Ethiopia has shown progress in access to education, especially at the primary level. Primary education is compulsory and public schooling is absolutely free. The enrolment rate has increased significantly, but there is also a very high dropout rate. The rate of Grade 5 completion is at 85% and Grade 8 completion is at 54%. In addition, when it comes to student learning achievement, 63% of lower primary students do not attain the minimum learning outcomes required to succeed. Early grade reading assessment results indicate that only 32% of students pass reading comprehension tests. Pre-primary education is also at the low end and only concentrated in urban centers. Gender inequality in education is very high resulting from gender norms, high domestic burdens on girls, and long-distance schools. The secondary school enrolment rate remains very low at 25% of secondary school aged children.
Our goal in the education program is to improve students’ access to better quality education. In order to achieve this, we have the following strategic objectives.
- Increase secondary school enrolment through constructing secondary schools.
- Encourage the education of female children through providing additional support.
- Support education of children from poor families who cannot bear costs of attending schools in towns through sponsorship programs.
- Raise the quality of secondary education through improving the capacity of teachers.
- Improve students’ reading and writing skills through enrolling them in extracurricular activities.
- Improve English language proficiency of both teachers and students by providing extra trainings and establishing language labs.
- Provide support for university and college graduates in finding jobs.
Some of Our Achievements
- GTF built the first school ever for the Karayu community in Fantalle at a rural village called Dhebiti. Thousands of Karayu students went through this school. GTF also built a high school at Metehara for Karayu students, where thousands were able to continue their education.
- In order to encourage girls’ education, GTF built girls’ dormitory where female students can stay and pursue their education without having to worry about domestic burdens and long-distance travels. Dormitory was also built at for both boys and girls who come from far places for high school education.
- Children are seen by the Karayu pastoralists as a labor force to support the household economy. Most of the children (both boys and girls) serve their families as herders, looking after sheep, goats and cattle. For this reason, many children are denied the opportunity of going to school. GTF took the initiative to enroll these children in Alternative Basic Education, a format that enables these children to study in their villages at times of their convenience. The ABE classes have 3 cycles, each cycle lasting for 6 months.
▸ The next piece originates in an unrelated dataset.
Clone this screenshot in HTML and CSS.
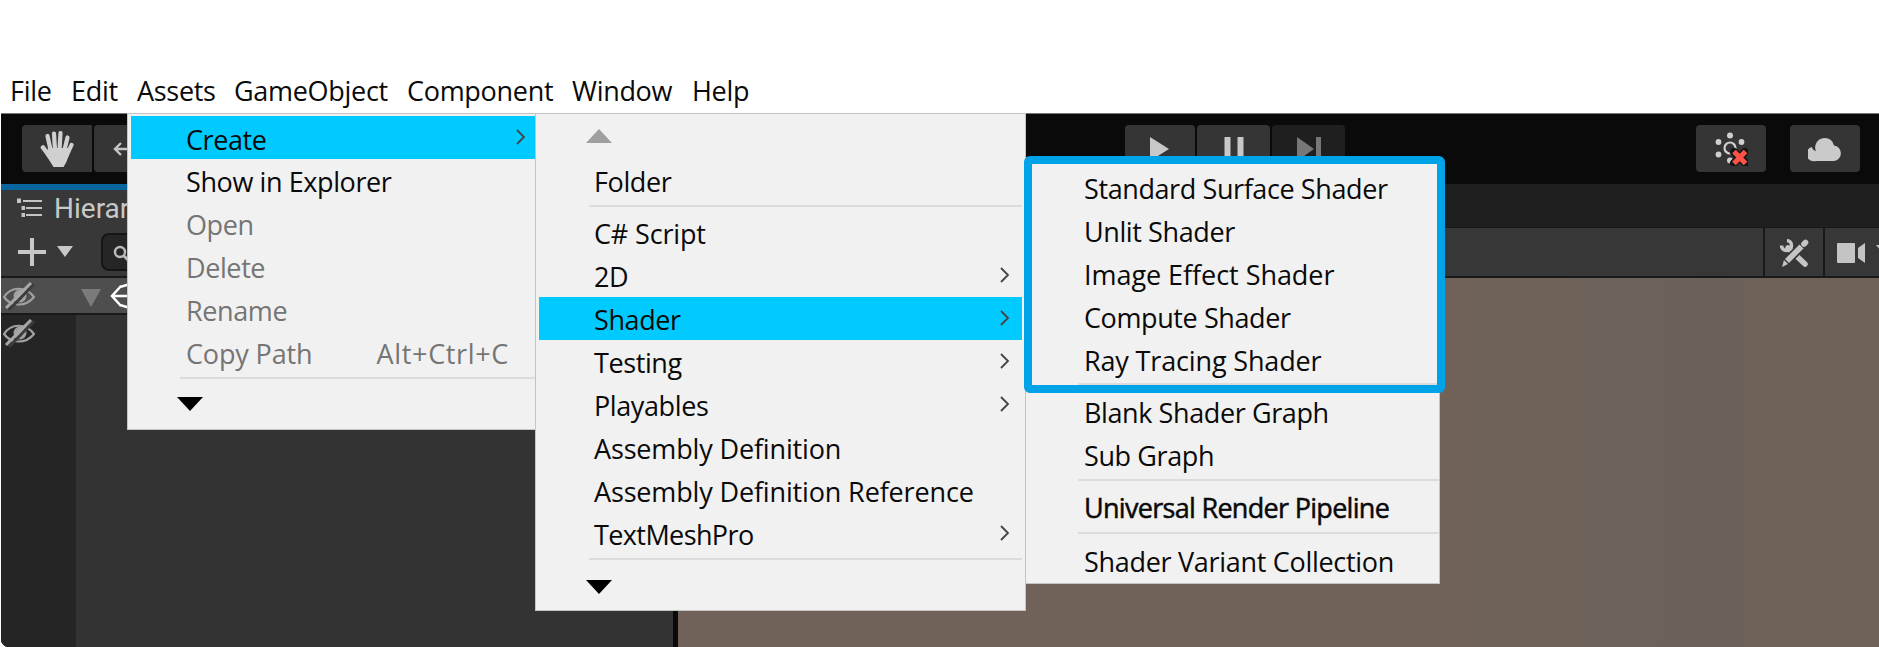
FILE: index.html
```html
<!DOCTYPE html>
<html lang="en">
<head>
<meta charset="utf-8">
<title>Unity</title>
<link rel="stylesheet" href="styles.css">
</head>
<body>
<svg class="defs" width="0" height="0">
  <symbol id="eye-off" viewBox="0 0 32 28"><path d="M1 15C8 4 23 4 31 15C23 25 8 25 1 15Z" fill="none" stroke="#a0a0a0" stroke-width="2.2"/><circle cx="17" cy="14" r="6.500" fill="#a0a0a0"/><path d="M6 28L31 2" stroke="#3c3c3c" stroke-width="3"/><path d="M3 26L28 1" stroke="#a8a8a8" stroke-width="3"/></symbol>
  <symbol id="chev" viewBox="0 0 10 16"><path d="M1 1L8 8L1 15" fill="none" stroke="#444" stroke-width="1.8"/></symbol>
</svg>
<nav class="menubar">
  <span class="m1">File</span><span class="m2">Edit</span><span class="m3">Assets</span><span class="m4">GameObject</span><span class="m5">Component</span><span class="m6">Window</span><span class="m7">Help</span>
</nav>
<main class="editor">
  <header class="toolbar">
    <div class="tools">
      <div class="btn hand"><svg width="34" height="38" viewBox="0 0 34 38"><g stroke="#d0d0d0" stroke-linecap="round" stroke-width="4.2"><path d="M11 22L7.500 6"/><path d="M15 20L14 3.500"/><path d="M19.500 20L20.500 3"/><path d="M24 22L27.500 7.500"/><path d="M26 27L31.500 15"/><path d="M10 27L3 17.500" stroke-width="4.600"/></g><path d="M8 18L28 18L28.500 26Q27 32 23.500 37H13.500L6 25Z" fill="#d0d0d0"/></svg></div>
      <div class="btn move"><svg width="20" height="20" viewBox="0 0 20 20"><path d="M20 10H2M8 4L2 10L8 16" fill="none" stroke="#c4c4c4" stroke-width="2.4"/></svg></div>
    </div>
    <div class="play">
      <div class="btn"><svg width="20" height="24" viewBox="0 0 20 24"><path d="M0 0L19 12L0 24Z" fill="#c8c8c8"/></svg></div>
      <div class="btn"><svg width="20" height="24" viewBox="0 0 20 24"><path d="M1 0H6V24H1ZM14 0H19V24H14Z" fill="#c8c8c8" stroke="#c8c8c8" stroke-linejoin="round"/></svg></div>
      <div class="btn off"><svg width="24" height="24" viewBox="0 0 24 24"><path d="M0 0L17 12L0 24ZM19 0H24V24H19Z" fill="#777"/></svg></div>
    </div>
    <div class="services">
      <div class="btn"><svg width="34" height="34" viewBox="0 0 34 34"><g fill="#cfcfcf"><circle cx="16" cy="3.500" r="3"/><circle cx="4.500" cy="10" r="2.900"/><circle cx="27.500" cy="10" r="2.900"/><circle cx="4.500" cy="22.500" r="2.900"/><circle cx="16" cy="28.500" r="3"/></g><circle cx="16" cy="16" r="5.500" fill="none" stroke="#cfcfcf" stroke-width="2.200"/><path d="M20 20L31.500 31M31 20L20 31" stroke="#151515" stroke-width="8" stroke-linecap="round"/><path d="M20 19.500L31.500 31.500M31.500 19.500L20 31.500" stroke="#ff5347" stroke-width="5"/></svg></div>
      <div class="btn"><svg width="34" height="26" viewBox="0 0 34 26"><path d="M8 25A7 7 0 0 1 3.500 11Q4.500 14 8 15Q6.500 12 7.500 9A9.500 9.500 0 0 1 26 9.500A7.800 7.800 0 0 1 26 25Z" fill="#cacaca"/></svg></div>
    </div>
  </header>
  <div class="panels">
    <section class="hierarchy">
      <div class="tab"><svg width="26" height="20" viewBox="0 0 26 20"><path d="M6 3H25M9 10H25M9 17H25" stroke="#c4c4c4" stroke-width="2"/><path d="M0 .5H4V5H0ZM4.500 8H8V12H4.500ZM4.500 15H8V19H4.500Z" fill="#c4c4c4"/></svg><span>Hierarchy</span></div>
      <div class="add"><svg class="plus" width="28" height="28" viewBox="0 0 28 28"><path d="M14 0V28M0 14H28" stroke="#c8c8c8" stroke-width="4"/></svg><svg class="caret" width="16" height="11" viewBox="0 0 16 11"><path d="M0 0H16L8 11Z" fill="#c8c8c8"/></svg><div class="search"><svg width="20" height="20" viewBox="0 0 20 20"><circle cx="7" cy="7" r="5" fill="none" stroke="#bbb" stroke-width="2.400"/><path d="M10.500 10.500L17 17" stroke="#bbb" stroke-width="3"/></svg></div></div>
      <div class="scene-row"><svg class="eye" width="32" height="28"><use href="#eye-off"/></svg><svg class="fold" width="20" height="18" viewBox="0 0 20 18"><path d="M0 0H20L10 18Z" fill="#7b7b7b"/></svg><svg class="logo" width="26" height="26" viewBox="0 0 26 26"><path d="M26 13H2M11 3L2 13L11 23M10 4L20 1M10 22L20 25" fill="none" stroke="#fff" stroke-width="2.500"/></svg></div>
      <div class="tree"><div class="gutter"><svg class="eye" width="32" height="28"><use href="#eye-off"/></svg></div></div>
    </section>
    <section class="scene">
      <div class="strip"></div>
      <div class="scene-tools">
        <div class="cell fill"></div>
        <div class="cell tool"><svg width="30" height="30" viewBox="0 0 30 30"><path d="M9 10L26 26" stroke="#c4c4c4" stroke-width="5.500" stroke-linecap="round"/><path d="M8 2.500A5 5 0 1 1 2.500 7.500" fill="none" stroke="#c4c4c4" stroke-width="3.600"/><path d="M7 24L24.500 6.500" stroke="#373737" stroke-width="9"/><path d="M8 23L22.500 8.500" stroke="#c4c4c4" stroke-width="5.600"/><path d="M25 6L26.500 4.500" stroke="#c4c4c4" stroke-width="5.600" stroke-linecap="round"/><path d="M5 22L9 26L3 29Z" fill="#c4c4c4"/></svg></div>
        <div class="cell cam"><svg width="28" height="20" viewBox="0 0 28 20"><path d="M1 1H17V19H1Z" fill="#c4c4c4" stroke="#c4c4c4" stroke-width="2" stroke-linejoin="round"/><path d="M28 0V20L21 15V5Z" fill="#c4c4c4"/></svg><svg class="more" width="12" height="8" viewBox="0 0 12 8"><path d="M0 0H12L6 7Z" fill="#c4c4c4"/></svg></div>
      </div>
      <div class="viewport"></div>
    </section>
  </div>
</main>

<div class="menu assets">
  <div class="item on"><span>Create</span><svg class="chev"><use href="#chev"/></svg></div>
  <div class="item"><span>Show in Explorer</span></div>
  <div class="item dim"><span>Open</span></div>
  <div class="item dim"><span>Delete</span></div>
  <div class="item dim"><span>Rename</span></div>
  <div class="item dim"><span class="wide">Copy Path</span><span class="key">Alt+Ctrl+C</span></div>
  <div class="sep"></div>
  <svg class="down" width="26" height="14" viewBox="0 0 26 14"><path d="M0 0H26L13 14Z"/></svg>
</div>
<div class="menu create">
  <svg class="up" width="26" height="14" viewBox="0 0 26 14"><path d="M0 14H26L13 0Z" fill="#9f9f9f"/></svg>
  <div class="item"><span>Folder</span></div>
  <div class="sep"></div>
  <div class="item"><span class="wide">C# Script</span></div>
  <div class="item"><span>2D</span><svg class="chev"><use href="#chev"/></svg></div>
  <div class="item on"><span>Shader</span><svg class="chev"><use href="#chev"/></svg></div>
  <div class="item"><span>Testing</span><svg class="chev"><use href="#chev"/></svg></div>
  <div class="item"><span>Playables</span><svg class="chev"><use href="#chev"/></svg></div>
  <div class="item"><span class="wide">Assembly Definition</span></div>
  <div class="item"><span class="wide">Assembly Definition Reference</span></div>
  <div class="item"><span class="tight">TextMeshPro</span><svg class="chev"><use href="#chev"/></svg></div>
  <div class="sep"></div>
  <svg class="down" width="26" height="14" viewBox="0 0 26 14"><path d="M0 0H26L13 14Z"/></svg>
</div>
<div class="menu shader">
  <div class="item"><span>Standard Surface Shader</span></div>
  <div class="item"><span>Unlit Shader</span></div>
  <div class="item"><span class="wider">Image Effect Shader</span></div>
  <div class="item"><span>Compute Shader</span></div>
  <div class="item"><span class="wide">Ray Tracing Shader</span></div>
  <div class="sep"></div>
  <div class="item"><span>Blank Shader Graph</span></div>
  <div class="item"><span>Sub Graph</span></div>
  <div class="sep"></div>
  <div class="item strong"><span>Universal Render Pipeline</span></div>
  <div class="sep last"></div>
  <div class="item"><span class="snug">Shader Variant Collection</span></div>
</div>
<div class="callout"></div>
</body>
</html>
```
FILE: styles.css
```css
* { box-sizing: border-box; }
body { margin: 0; width: 1879px; height: 647px; overflow: hidden; background: #fff; font-family: "Open Sans", "Noto Sans", sans-serif; font-size: 27px; color: #0a0a0a; display: flex; flex-direction: column; }
svg { display: block; flex: none; }
.defs { position: absolute; }
.menubar { height: 113px; padding: 72px 0 0 10px; display: flex; line-height: 38px; letter-spacing: -0.3px; white-space: nowrap; flex: none; }
.m1 { width: 61px; } .m2 { width: 66px; } .m3 { width: 97px; } .m4 { width: 173px; } .m5 { width: 165px; } .m6 { width: 120px; }
.editor { flex: 1; margin-left: 1px; display: flex; flex-direction: column; background: #0a0a0a; border-radius: 0 0 0 8px; overflow: hidden; border-top: 1px solid #777; }
.toolbar { height: 70px; flex: none; display: flex; padding: 11px 19px 0 21px; }
.btn { width: 70px; height: 47px; border-radius: 4px; background: #353535; display: flex; align-items: center; justify-content: center; }
.tools { display: flex; gap: 2px; width: 1103px; }
.hand { border-radius: 4px 0 0 4px; }
.move { justify-content: flex-start; padding-left: 19px; }
.play { display: flex; gap: 2px; flex: 1; }
.play .btn { width: 70px; }
.play .btn + .btn { width: 73px; }
.play .off { background: #1f1f1f; }
.services { display: flex; gap: 24px; }
.panels { flex: 1; display: flex; }
.hierarchy { width: 672px; border-top: 6px solid #0a669e; background: #383838; display: flex; flex-direction: column; }
.tab { height: 37px; display: flex; align-items: center; gap: 11px; padding: 0 0 1px 16px; color: #c8c8c8; font-family: Roboto, sans-serif; font-size: 28px; }
.add { height: 49px; display: flex; align-items: center; padding: 0 0 0 17px; }
.caret { margin: 0 28px 0 11px; }
.search { width: 120px; height: 38px; border: 2px solid #151515; border-radius: 8px; background: #262626; padding: 10px 0 0 10px; }
.scene-row { height: 39px; background: #4e4e4e; border-top: 2px solid #191919; border-bottom: 2px solid #191919; display: flex; align-items: center; padding-left: 2px; }
.fold { margin: 4px 9px 0 46px; }
.tree { flex: 1; background: #333; }
.gutter { width: 75px; height: 100%; background: #252525; padding: 4px 0 0 2px; }
.scene { flex: 1; margin-left: 5px; display: flex; flex-direction: column; }
.strip { height: 43px; background: #1f1f1f; }
.scene-tools { height: 51px; background: #191919; display: flex; gap: 2px; padding: 1px 0 2px; }
.cell { background: #373737; display: flex; align-items: center; }
.fill { flex: 1; }
.tool { width: 58px; padding: 2px 0 0 14px; }
.cam { width: 54px; padding: 2px 0 0 12px; overflow: hidden; }
.more { margin: -8px 0 0 11px; }
.viewport { flex: 1; background: linear-gradient(90deg, #706259 0 780px, #6c6259 960px, #6e6158 100%); }

.menu { position: absolute; background: #f1f1f1; border: 1px solid #c4c4c4; }
.item { height: 42.9px; line-height: 43px; padding-top: 1px; display: flex; white-space: nowrap; position: relative; letter-spacing: -0.4px; }
.on { background: #00caff; }
.dim { color: #757575; }
.wide { letter-spacing: -0.15px; }
.wider { letter-spacing: -0.05px; }
.snug { letter-spacing: -0.3px; }
.tight { letter-spacing: -0.6px; }
.strong { -webkit-text-stroke: 0.5px #0a0a0a; letter-spacing: -0.7px; }
.chev { width: 10px; height: 16px; position: absolute; right: 12px; top: 13px; }
.key { margin-left: auto; padding-right: 26px; letter-spacing: 0.65px; }
.sep { height: 2px; background: #dcdcdc; }

.assets { left: 127px; top: 113px; width: 409px; height: 317px; padding: 2px 0 0 3px; }
.assets .item { padding-left: 55px; padding-top: 1.5px; }
.assets .chev { right: 9px; }
.assets .sep { margin: 4px 0 18px 49px; }
.assets .down { margin-left: 46px; }
.create { left: 535px; top: 113px; width: 491px; height: 498px; padding: 15px 3px 0 3px; }
.create .up { margin: 0 0 16px 47px; }
.create .item { padding-left: 55px; }
.create .sep { margin: 3px 0 4.500px 50px; }
.create .sep + .down { margin: 20px 0 0 47px; }
.shader { left: 1025px; top: 157px; width: 415px; height: 427px; padding: 8px 0 0 2px; }
.shader .item { padding-left: 56px; }
.shader .sep { margin: 3px 0 5px 50px; }
.shader .sep + .strong { margin-top: -1px; }
.shader .last { margin-top: 4px; }
.callout { position: absolute; left: 1024px; top: 156px; width: 421px; height: 237px; border: 8px solid #00a2e8; border-radius: 6px; }
```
In 18 months, these children graduate from the ABE classes and can join grade 5 in the formal schooling format.
- Functional Adult Literacy (FAL) programs were conducted in villages throughout Fantalle to help adults read and write, and achieve a level of literacy.
- To help Karayu students excel in their English language proficiency GTF partnered with a Canadian organization to recruit English teachers and run rainy season English language classes. As a result of these classes most Karayu students speak better English than their counterparts from elsewhere.
- GTF constructed kindergarten, elementary schools, and high schools in 6 regional states throughout Ethiopia. In all, 12 high schools, two elementary schools, and one kindergarten were built by GTF.
- Thousands who otherwise would not have had the opportunity were able to pursue their education because of GTF’s efforts. Today many of them have become doctors, engineers, educators, public servants, and private employees both in the country and abroad.